Records with interface code:
---
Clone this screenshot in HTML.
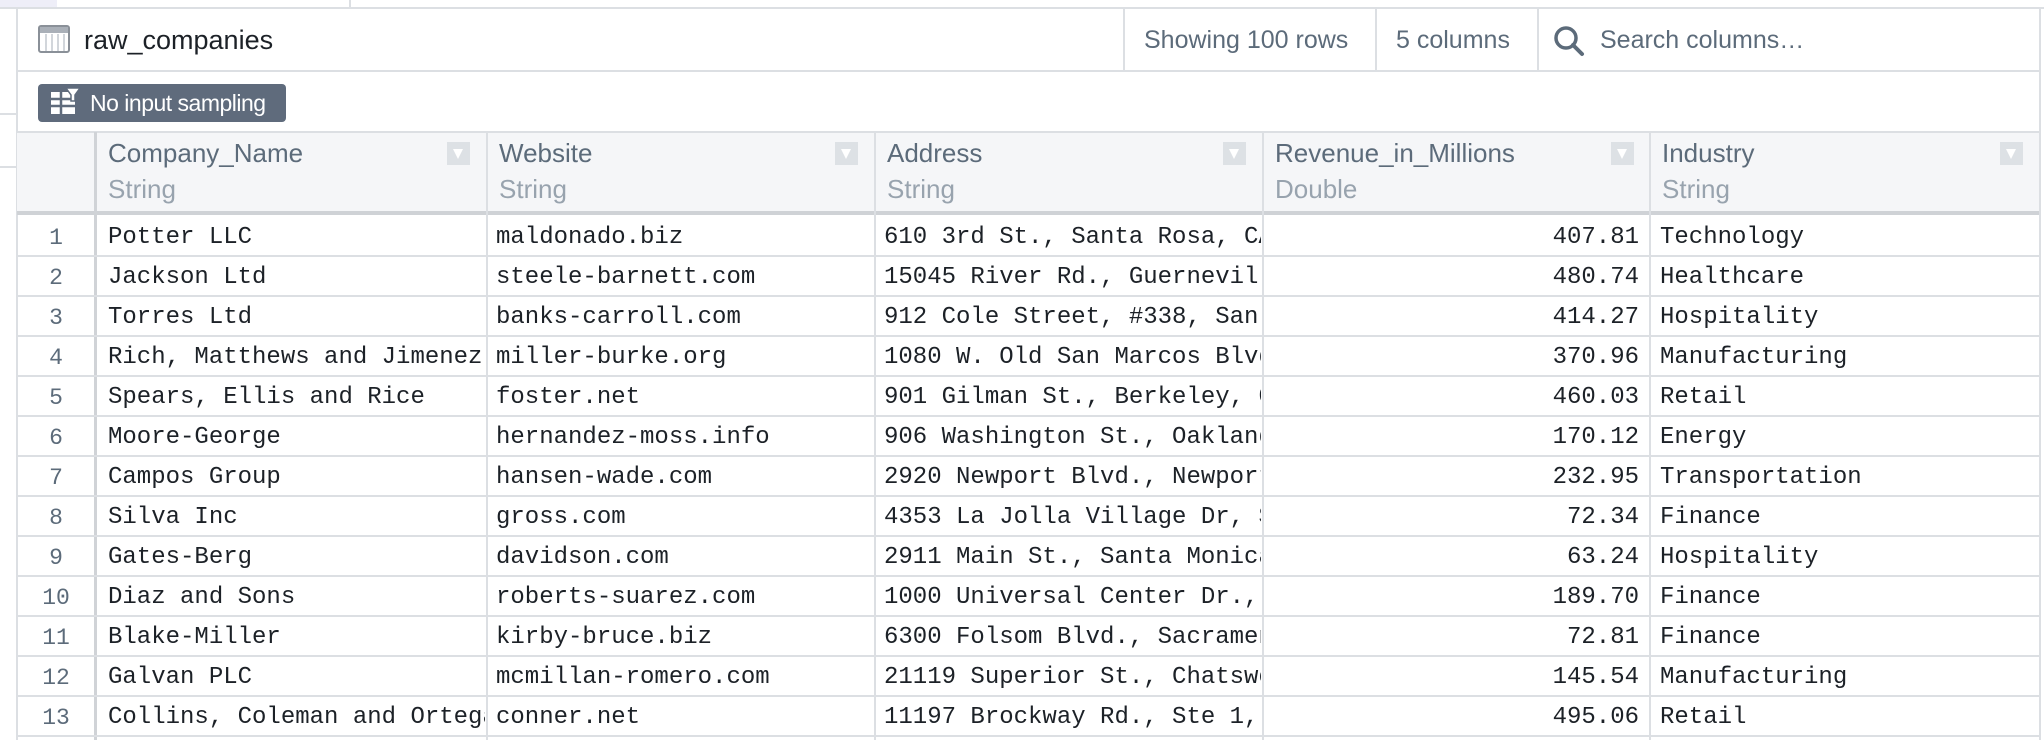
<!DOCTYPE html>
<html><head><style>
*{margin:0;padding:0;box-sizing:border-box}
html,body{width:2044px;height:740px;overflow:hidden}
body{background:#fff;position:relative;font-family:"Liberation Sans",sans-serif}
.a{position:absolute}
.hl{position:absolute;height:2px;background:#dcdfe3}
.vl{position:absolute;width:2px;background:#dcdfe3}
.sans{font-family:"Liberation Sans",sans-serif;color:#5c6b7a;font-size:25px;white-space:nowrap}
.cell{position:absolute;height:40px;line-height:40px;font-family:"Liberation Mono",monospace;font-size:24px;color:#1c2127;white-space:nowrap;overflow:hidden}
.num{position:absolute;width:78px;left:17px;text-align:center;height:40px;line-height:40px;font-family:"Liberation Mono",monospace;font-size:23px;color:#5c6b7a}
.hdr{position:absolute;top:134px;height:78px}
.hn{position:absolute;left:12px;top:4px;font-size:26px;color:#5c6b7a;white-space:nowrap}
.ht{position:absolute;left:12px;top:40px;font-size:26px;color:#98a3ae}
.fi{position:absolute;top:8px;width:23px;height:23px;background:#dde1e5}
.fi:after{content:"";position:absolute;left:6px;top:7px;border-left:5.5px solid transparent;border-right:5.5px solid transparent;border-top:10px solid #fff}
</style></head><body>
<div class="a" style="left:0;top:0;width:57px;height:7px;background:#eeeef8"></div>
<div class="hl" style="left:0;top:7px;width:2044px"></div>
<div class="vl" style="left:349px;top:0;height:7px"></div>
<div class="vl" style="left:16px;top:7px;height:733px"></div>
<div class="hl" style="left:0;top:113px;width:16px"></div>
<div class="hl" style="left:0;top:166px;width:16px"></div>
<div class="vl" style="left:2039px;top:7px;height:733px"></div>
<svg class="a" style="left:38px;top:25px" width="32" height="28" viewBox="0 0 32 28"><rect x="1" y="1" width="30" height="26" rx="2" fill="#fff" stroke="#8a9098" stroke-width="2"/><rect x="2" y="2" width="28" height="6" fill="#aab0b8"/><path d="M8 9v17M14 9v17M20 9v17M26 9v17" stroke="#c4c9cf" stroke-width="1.5"/></svg>
<div class="a" style="left:84px;top:25px;font-size:27px;color:#1c2127">raw_companies</div>
<div class="vl" style="left:1123px;top:7px;height:63px"></div>
<div class="vl" style="left:1375px;top:7px;height:63px"></div>
<div class="vl" style="left:1537px;top:7px;height:63px"></div>
<div class="a sans" style="left:1144px;top:26px">Showing 100 rows</div>
<div class="a sans" style="left:1396px;top:26px">5 columns</div>
<svg class="a" style="left:1552px;top:24px" width="34" height="34" viewBox="0 0 34 34"><circle cx="14" cy="14" r="10" fill="none" stroke="#5c6b7a" stroke-width="3.5"/><path d="M21 21l9 9" stroke="#5c6b7a" stroke-width="4" stroke-linecap="round"/></svg>
<div class="a sans" style="left:1600px;top:26px">Search columns…</div>
<div class="hl" style="left:17px;top:70px;width:2022px"></div>
<div class="a" style="left:38px;top:84px;width:248px;height:38px;background:#5f6b7c;border-radius:4px"></div>
<svg class="a" style="left:49px;top:86px" width="34" height="32" viewBox="0 0 34 32"><rect x="2" y="6" width="24" height="22" fill="#fff"/><path d="M2 13h24M2 20h24M12 6v22" stroke="#5f6b7c" stroke-width="2.5"/><path d="M17 2h14l-5 7v6h-4V9z" fill="#fff" stroke="#5f6b7c" stroke-width="1.5"/></svg>
<div class="a" style="left:90px;top:90px;font-size:23px;color:#fff;letter-spacing:-0.5px">No input sampling</div>
<div class="a" style="left:17px;top:132px;width:2022px;height:80px;background:#f5f6f8"></div>
<div class="hl" style="left:17px;top:131px;width:2022px"></div>
<div class="a" style="left:17px;top:211px;width:2022px;height:4px;background:#cfd2d6"></div>
<div class="a" style="left:94px;top:132px;width:3px;height:608px;background:#d0d3d7"></div>
<div class="hdr" style="left:96px;width:391px"><div class="hn">Company_Name</div><div class="ht">String</div><div class="fi" style="left:351px"></div></div>
<div class="hdr" style="left:487px;width:388px"><div class="hn">Website</div><div class="ht">String</div><div class="fi" style="left:348px"></div></div>
<div class="hdr" style="left:875px;width:388px"><div class="hn">Address</div><div class="ht">String</div><div class="fi" style="left:348px"></div></div>
<div class="hdr" style="left:1263px;width:387px"><div class="hn">Revenue_in_Millions</div><div class="ht">Double</div><div class="fi" style="left:348px"></div></div>
<div class="hdr" style="left:1650px;width:389px"><div class="hn">Industry</div><div class="ht">String</div><div class="fi" style="left:350px"></div></div>
<div class="vl" style="left:486px;top:132px;height:608px"></div>
<div class="vl" style="left:874px;top:132px;height:608px"></div>
<div class="vl" style="left:1262px;top:132px;height:608px"></div>
<div class="vl" style="left:1649px;top:132px;height:608px"></div>
<div id="rows"></div>
<script>
var d=[["Potter LLC","maldonado.biz","610 3rd St., Santa Rosa, CA","407.81","Technology"],
["Jackson Ltd","steele-barnett.com","15045 River Rd., Guerneville","480.74","Healthcare"],
["Torres Ltd","banks-carroll.com","912 Cole Street, #338, San","414.27","Hospitality"],
["Rich, Matthews and Jimenez","miller-burke.org","1080 W. Old San Marcos Blvd","370.96","Manufacturing"],
["Spears, Ellis and Rice","foster.net","901 Gilman St., Berkeley, CA","460.03","Retail"],
["Moore-George","hernandez-moss.info","906 Washington St., Oakland","170.12","Energy"],
["Campos Group","hansen-wade.com","2920 Newport Blvd., Newport","232.95","Transportation"],
["Silva Inc","gross.com","4353 La Jolla Village Dr, San","72.34","Finance"],
["Gates-Berg","davidson.com","2911 Main St., Santa Monica","63.24","Hospitality"],
["Diaz and Sons","roberts-suarez.com","1000 Universal Center Dr.,","189.70","Finance"],
["Blake-Miller","kirby-bruce.biz","6300 Folsom Blvd., Sacramento","72.81","Finance"],
["Galvan PLC","mcmillan-romero.com","21119 Superior St., Chatsworth","145.54","Manufacturing"],
["Collins, Coleman and Ortega","conner.net","11197 Brockway Rd., Ste 1,","495.06","Retail"]];
var h="";
for(var i=0;i<14;i++){var t=218+40*i;
h+='<div class="hl" style="left:17px;top:'+(t+37)+'px;width:2022px"></div>';
if(i<13){var r=d[i];
h+='<div class="num" style="top:'+t+'px">'+(i+1)+'</div>';
h+='<div class="cell" style="left:108px;top:'+t+'px;width:377px">'+r[0]+'</div>';
h+='<div class="cell" style="left:496px;top:'+t+'px;width:377px">'+r[1]+'</div>';
h+='<div class="cell" style="left:884px;top:'+t+'px;width:377px">'+r[2]+'</div>';
h+='<div class="cell" style="left:1265px;top:'+t+'px;width:374px;text-align:right">'+r[3]+'</div>';
h+='<div class="cell" style="left:1660px;top:'+t+'px;width:375px">'+r[4]+'</div>';}}
document.getElementById("rows").innerHTML=h;
</script>
</body></html>
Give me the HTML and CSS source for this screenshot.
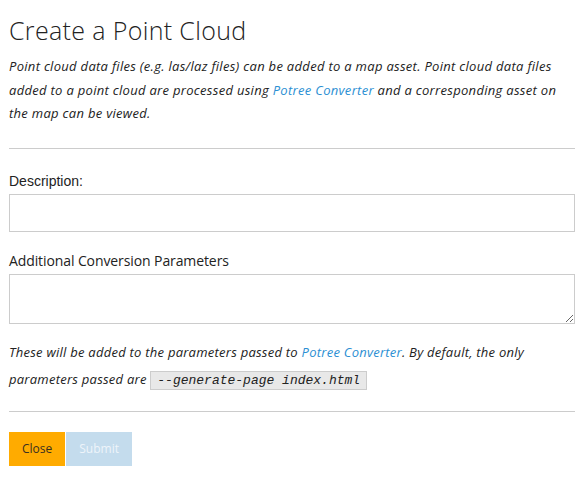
FILE: index.html
```html
<!DOCTYPE html>
<html>
<head>
<meta charset="utf-8">
<link rel="stylesheet" href="styles.css">
</head>
<body>
<div class="modal">
  <h1 class="title">Create a Point Cloud</h1>
  <p class="intro">Point cloud data files (e.g. las/laz files) can be added to a map asset. Point cloud data files added to a point cloud are processed using <a class="link" href="#">Potree Converter</a> and a corresponding asset on the map can be viewed.</p>
  <hr class="rule">
  <div class="field field-first">
    <label class="label label-desc">Description:</label>
    <input class="input" type="text">
  </div>
  <div class="field">
    <label class="label">Additional Conversion Parameters</label>
    <textarea class="textarea"></textarea>
  </div>
  <p class="help">These will be added to the parameters passed to <a class="link" href="#">Potree Converter</a>. By default, the only parameters passed are <code class="code">--generate-page index.html</code></p>
  <hr class="rule rule-bottom">
  <div class="actions">
    <button class="btn btn-close">Close</button>
    <button class="btn btn-submit">Submit</button>
  </div>
</div>
</body>
</html>
```

FILE: styles.css
```css
html, body {
  margin: 0;
  padding: 0;
  background: #ffffff;
}
body {
  font-family: "Open Sans", "Lato", sans-serif;
  color: #222222;
}
.modal {
  padding: 0 9px;
}
.title {
  font-family: "Open Sans", sans-serif;
  font-weight: 300;
  font-size: 25px;
  letter-spacing: 0.35px;
  line-height: 30px;
  margin: 15px 0 10px 0;
  color: #222;
}
.intro {
  font-style: italic;
  font-size: 13px;
  letter-spacing: 0.3px;
  line-height: 23.5px;
  margin: 0 0 22px 0;
  color: #222;
}
.link {
  color: #2b8fd3;
  text-decoration: none;
}
.rule {
  border: none;
  border-top: 1px solid #cccccc;
  margin: 0;
}
.field {
  display: flex;
  flex-direction: column;
}
.field-first {
  margin-top: 22px;
}
.label {
  font-size: 14px;
  line-height: 20px;
  letter-spacing: -0.1px;
  margin-bottom: 3px;
  color: #222;
}
.label-desc {
  font-family: "Liberation Sans", Arial, sans-serif;
  letter-spacing: 0;
}
.input {
  box-sizing: border-box;
  height: 38px;
  border: 1px solid #cccccc;
  margin: 0 0 19px 0;
  padding: 0 8px;
  font-size: 14px;
}
.textarea {
  box-sizing: border-box;
  height: 50px;
  border: 1px solid #cccccc;
  margin: 0;
  padding: 6px 8px;
  resize: vertical;
  font-size: 14px;
  display: block;
}
.help {
  font-style: italic;
  font-size: 13px;
  letter-spacing: 0.25px;
  line-height: 27px;
  margin: 15px 0 17px 0;
}
.code {
  font-family: "Liberation Mono", "DejaVu Sans Mono", monospace;
  font-style: italic;
  font-size: 13px;
  letter-spacing: 0;
  background: #e8e8e8;
  border: 1px solid #cccccc;
  padding: 1px 6px;
  color: #222;
}
.rule-bottom {
  margin-bottom: 20px;
}
.actions {
  display: flex;
  gap: 1px;
}
.btn {
  height: 34px;
  border: none;
  padding: 0 13px;
  font-family: "Open Sans", sans-serif;
  font-size: 12px;
}
.btn-close {
  background: #ffab00;
  color: #3a3020;
}
.btn-submit {
  background: #c4dced;
  color: #eef4fa;
}
```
---
* **Task goal**: From the records above, pull out each line that has "this".

* **Answer for the task**:
Clone this screenshot in HTML.
Give me the HTML and CSS source for this screenshot.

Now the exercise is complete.